This is a rough take. Not every study has to be fully ecologically valid to show us something interesting about human behavior. The authors have presented you with a real, observed difference. What is your interpretation of that difference? Why do you think there is a difference? These people were ostensibly not told that the study was explicitly investigating gender differences, so why is there one?
The male BYU students in the study are performing masculinity. They're claiming to look straight ahead, turning neither to the right nor to the left, because they think that's what Real Men do.
(This is a dumb hypothesis. But there's nothing in the study that allows us to refute it. I'm just saying the study could be improved).
That's certainly a potential follow up hypothesis. Surely this study can be improved, but conversely not every study has to answer every question or be perfectly ecologically valid before it is worthy of publication. For all its faults, the scope of these results is clear, and worth discussing. The authors have a hypothesis - women visually assess scenes differently to men when in the context of walking through them - and have chosen an operationalization that, while not literally strapping an eye tracker to someone while they walk through campus, is a reasonable proxy for it within the time, budget, and technology constraints of the research group. This effort has produced a clear result. Future studies can now be developed that improve the design methodologically and ecologically and dig into alternatives and further nuances.
I know from UX studies that eye-tracking gives a completely different heat map than click-tracking on the same web page and task (because one's measuring how you scan a page and the other's measuring what you click on after scanning the page). This is previous experience that makes me super wary of click-tracking being used to measure scanning behaviour. To me it's akin to saying "we measured the color of the solution with a thermometer", it's just the wrong tool for the job. That's why I don't think it's a reasonable proxy.

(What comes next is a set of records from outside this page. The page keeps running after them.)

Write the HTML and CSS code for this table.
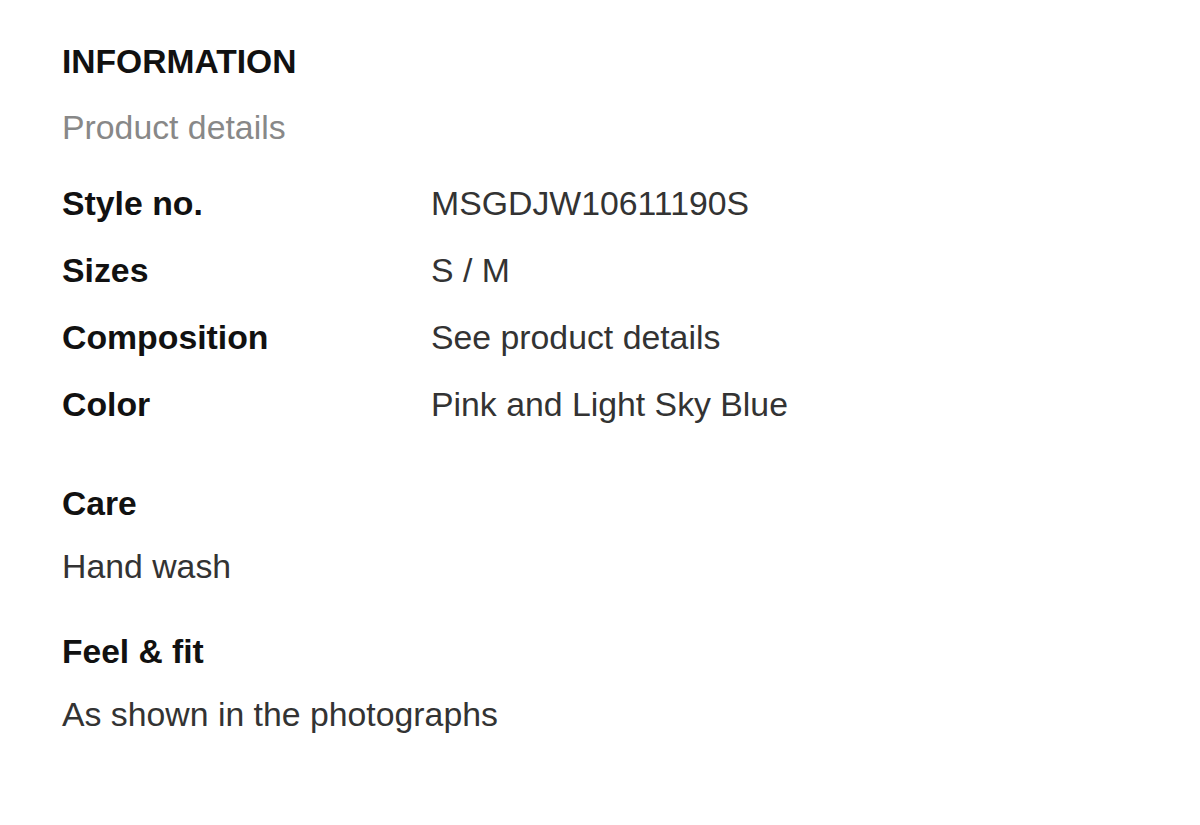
FILE: index.html
```html
<!DOCTYPE html>
<html lang="en">

<head>
    <meta charset="UTF-8">
    <meta name="viewport" content="width=device-width, initial-scale=1.0">
    <title>Information</title>

    <link rel="stylesheet" href="styles.css">
</head>

<body>
    <div class="info">
        <h2 class="info-title">INFORMATION</h2>
        <p class="info-sub">Product details</p>

        <ul class="spec">
            <li><span class="spec-key">Style no.</span><span class="spec-val">MSGDJW10611190S</span></li>
            <li><span class="spec-key">Sizes</span><span class="spec-val">S / M</span></li>
            <li><span class="spec-key">Composition</span><span class="spec-val">See product details</span></li>
            <li><span class="spec-key">Color</span><span class="spec-val">Pink and Light Sky Blue</span></li>
        </ul>

        <div class="block block-care">
            <h3 class="block-title">Care</h3>
            <p class="block-text">Hand wash</p>
        </div>

        <div class="block block-fit">
            <h3 class="block-title">Feel &amp; fit</h3>
            <p class="block-text">As shown in the photographs</p>
        </div>
    </div>
</body>

</html>
```

FILE: styles.css
```css
* {
    margin: 0;
    padding: 0;
    list-style: none;
}

body {
    background: #fff;
    font-family: "Liberation Sans", Arial, sans-serif;
    font-size: 33.8px;
    color: #333;
}

.info {
    padding: 42px 0 0 62px;
}

.info-title {
    font-size: 33.6px;
    line-height: 40px;
    font-weight: bold;
    color: #111;
}

.info-sub {
    line-height: 40px;
    margin-top: 25px;
    color: #888;
}

.spec {
    margin-top: 23px;
}

.spec li {
    display: grid;
    grid-template-columns: 369px 1fr;
    line-height: 67px;
}

.spec-key {
    font-weight: bold;
    color: #111;
}

.spec-val {
    color: #333;
}

.block-care {
    margin-top: 46px;
}

.block-fit {
    margin-top: 46px;
}

.block-title {
    font-size: 33.6px;
    line-height: 40px;
    font-weight: bold;
    color: #111;
}

.block-text {
    line-height: 40px;
    margin-top: 22px;
    color: #333;
}
```
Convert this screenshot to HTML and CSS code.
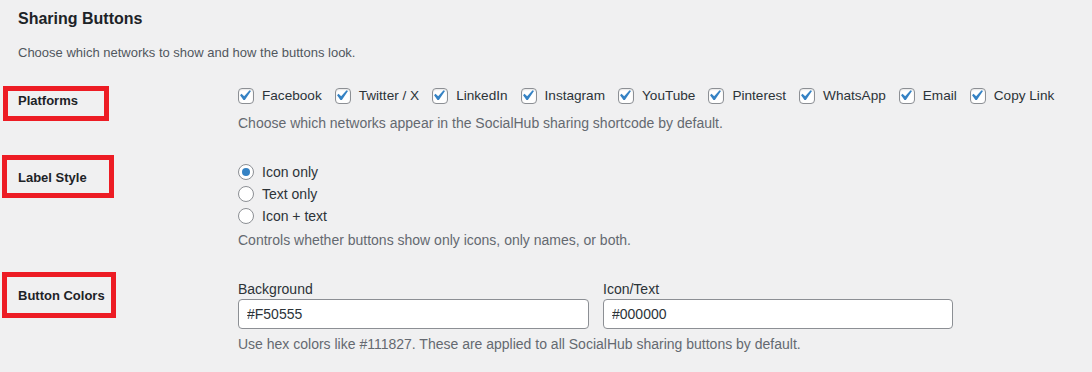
FILE: index.html
```html
<!DOCTYPE html>
<html lang="en">

<head>
  <meta charset="UTF-8">
  <meta name="viewport" content="width=device-width, initial-scale=1.0">
  <title>Sharing Buttons</title>

  <link rel="stylesheet" href="styles.css">
</head>

<body>

  <div class="wrap">
    <h2>Sharing Buttons</h2>
    <p class="intro">Choose which networks to show and how the buttons look.</p>

    <div class="form-table">
      <div class="row">
        <div class="th">Platforms</div>
        <div class="td">
          <div class="checks">
            <label class="check"><span class="cb"><svg viewBox="0 0 20 20"><path d="M14.83 4.89l1.34.94-5.81 8.38H9.02L5.78 9.670l1.34-1.25 2.57 2.4z"/></svg></span>Facebook</label>
            <label class="check"><span class="cb"><svg viewBox="0 0 20 20"><path d="M14.83 4.89l1.34.94-5.81 8.38H9.02L5.78 9.670l1.34-1.25 2.57 2.4z"/></svg></span>Twitter / X</label>
            <label class="check"><span class="cb"><svg viewBox="0 0 20 20"><path d="M14.83 4.89l1.34.94-5.81 8.38H9.02L5.78 9.670l1.34-1.25 2.57 2.4z"/></svg></span>LinkedIn</label>
            <label class="check"><span class="cb"><svg viewBox="0 0 20 20"><path d="M14.83 4.89l1.34.94-5.81 8.38H9.02L5.78 9.670l1.34-1.25 2.57 2.4z"/></svg></span>Instagram</label>
            <label class="check"><span class="cb"><svg viewBox="0 0 20 20"><path d="M14.83 4.89l1.34.94-5.81 8.38H9.02L5.78 9.670l1.34-1.25 2.57 2.4z"/></svg></span>YouTube</label>
            <label class="check"><span class="cb"><svg viewBox="0 0 20 20"><path d="M14.83 4.89l1.34.94-5.81 8.38H9.02L5.78 9.670l1.34-1.25 2.57 2.4z"/></svg></span>Pinterest</label>
            <label class="check"><span class="cb"><svg viewBox="0 0 20 20"><path d="M14.83 4.89l1.34.94-5.81 8.38H9.02L5.78 9.670l1.34-1.25 2.57 2.4z"/></svg></span>WhatsApp</label>
            <label class="check"><span class="cb"><svg viewBox="0 0 20 20"><path d="M14.83 4.89l1.34.94-5.81 8.38H9.02L5.78 9.670l1.34-1.25 2.57 2.4z"/></svg></span>Email</label>
            <label class="check"><span class="cb"><svg viewBox="0 0 20 20"><path d="M14.83 4.89l1.34.94-5.81 8.38H9.02L5.78 9.670l1.34-1.25 2.57 2.4z"/></svg></span>Copy Link</label>
          </div>
          <p class="description desc-platforms">Choose which networks appear in the SocialHub sharing shortcode by default.</p>
        </div>
      </div>

      <div class="row row-style">
        <div class="th">Label Style</div>
        <div class="td">
          <div class="radios">
            <label class="radio"><span class="rb checked"></span>Icon only</label>
            <label class="radio"><span class="rb"></span>Text only</label>
            <label class="radio"><span class="rb"></span>Icon + text</label>
          </div>
          <p class="description">Controls whether buttons show only icons, only names, or both.</p>
        </div>
      </div>

      <div class="row">
        <div class="th">Button Colors</div>
        <div class="td">
          <div class="colors">
            <div class="color-field">
              <label>Background</label>
              <input type="text" value="#F50555">
            </div>
            <div class="color-field">
              <label>Icon/Text</label>
              <input type="text" value="#000000">
            </div>
          </div>
          <p class="description">Use hex colors like #111827. These are applied to all SocialHub sharing buttons by default.</p>
        </div>
      </div>
    </div>
  </div>

  <!-- marcas de revision -->
  <span class="mark mark-1"></span>
  <span class="mark mark-2"></span>
  <span class="mark mark-3"></span>

</body>

</html>
```

FILE: styles.css
```css
body {
  margin: 0;
  background: #f0f0f1;
  color: #3c434a;
  font-family: "Liberation Sans", Arial, sans-serif;
  font-size: 13px;
  position: relative;
  overflow: hidden;
}

.wrap {
  padding: 8px 18px 0;
}

.wrap h2 {
  margin: 0;
  font-size: 16px;
  line-height: 22px;
  font-weight: 700;
  color: #1d2327;
}

.intro {
  margin: 13px 0 0;
  line-height: 20px;
  color: #50575e;
}

.form-table {
  margin-top: 8px;
}

.row {
  display: grid;
  grid-template-columns: 220px 1fr;
}

.th {
  padding-top: 20px;
  font-size: 13px;
  font-weight: 700;
  line-height: 19px;
  color: #1d2327;
}

.td {
  padding: 15px 0;
  font-size: 14px;
}

.row-style .td {
  padding-bottom: 16px;
}

.description {
  margin: 5px 0 0;
  font-size: 14px;
  line-height: 20px;
  color: #646970;
}

.desc-platforms {
  margin-top: 7px;
}

/* checkboxes */
.checks {
  display: flex;
  gap: 13px;
  line-height: 20px;
}

.check {
  display: flex;
  align-items: center;
  gap: 8px;
  font-size: 13.6px;
  color: #2c3338;
}

.cb {
  position: relative;
  width: 16px;
  height: 16px;
  box-sizing: border-box;
  border: 1px solid #8c8f94;
  border-radius: 4px;
  background: #fff;
  box-shadow: inset 0 1px 2px rgba(0, 0, 0, .1);
}

.cb svg {
  position: absolute;
  top: -4px;
  left: -5px;
  width: 21px;
  height: 21px;
  fill: #3582c4;
}

/* radios */
.radios {
  display: flex;
  flex-direction: column;
  gap: 4px;
}

.radio {
  display: flex;
  align-items: center;
  gap: 8px;
  line-height: 18px;
  color: #2c3338;
}

.rb {
  width: 16px;
  height: 16px;
  box-sizing: border-box;
  border: 1px solid #8c8f94;
  border-radius: 50%;
  background: #fff;
  display: flex;
  align-items: center;
  justify-content: center;
}

.rb.checked::before {
  content: "";
  width: 8px;
  height: 8px;
  border-radius: 50%;
  background: #3582c4;
}

/* colores */
.colors {
  display: grid;
  grid-template-columns: 351px 350px;
  gap: 14px;
}

.color-field label {
  display: block;
  line-height: 16px;
  margin-bottom: 2px;
  color: #2c3338;
}

.color-field input {
  display: block;
  width: 100%;
  height: 30px;
  box-sizing: border-box;
  padding: 0 8px;
  border: 1px solid #8c8f94;
  border-radius: 4px;
  background: #fff;
  font-family: inherit;
  font-size: 14px;
  color: #2c3338;
  outline: none;
}

/* recuadros rojos */
.mark {
  position: absolute;
  box-sizing: border-box;
  border: 5px solid #ed1c24;
}

.mark-1 {
  left: 3px;
  top: 86px;
  width: 106px;
  height: 35px;
}

.mark-2 {
  left: 2px;
  top: 155px;
  width: 112px;
  height: 43px;
}

.mark-3 {
  left: 2px;
  top: 272px;
  width: 114px;
  height: 46px;
}
```
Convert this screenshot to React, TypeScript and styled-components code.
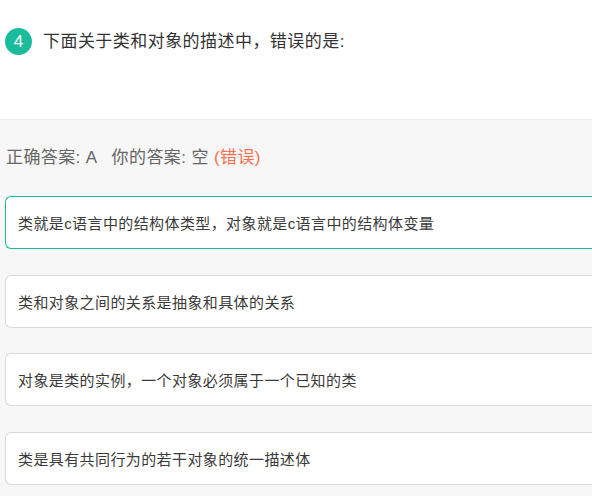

I think "future studies can now be developed" is exactly what I'm hoping for.
Video would seem to be an improvement over still images.
If we're fleshing it out, I think a wider array of college students (BYU may have its own issues) and adding some "neutral" spaces to the test might yield more information. (Although if being "wary" is habitual, the behaviour would probably still show up in neutral spaces?)
You know that thing where >95% of people claim to be above-average drivers? I'd like to rule that out.
Once again, because I think my comment will be misconstrued if I don't attach a disclaimer: I believe the result, but I don't believe the study.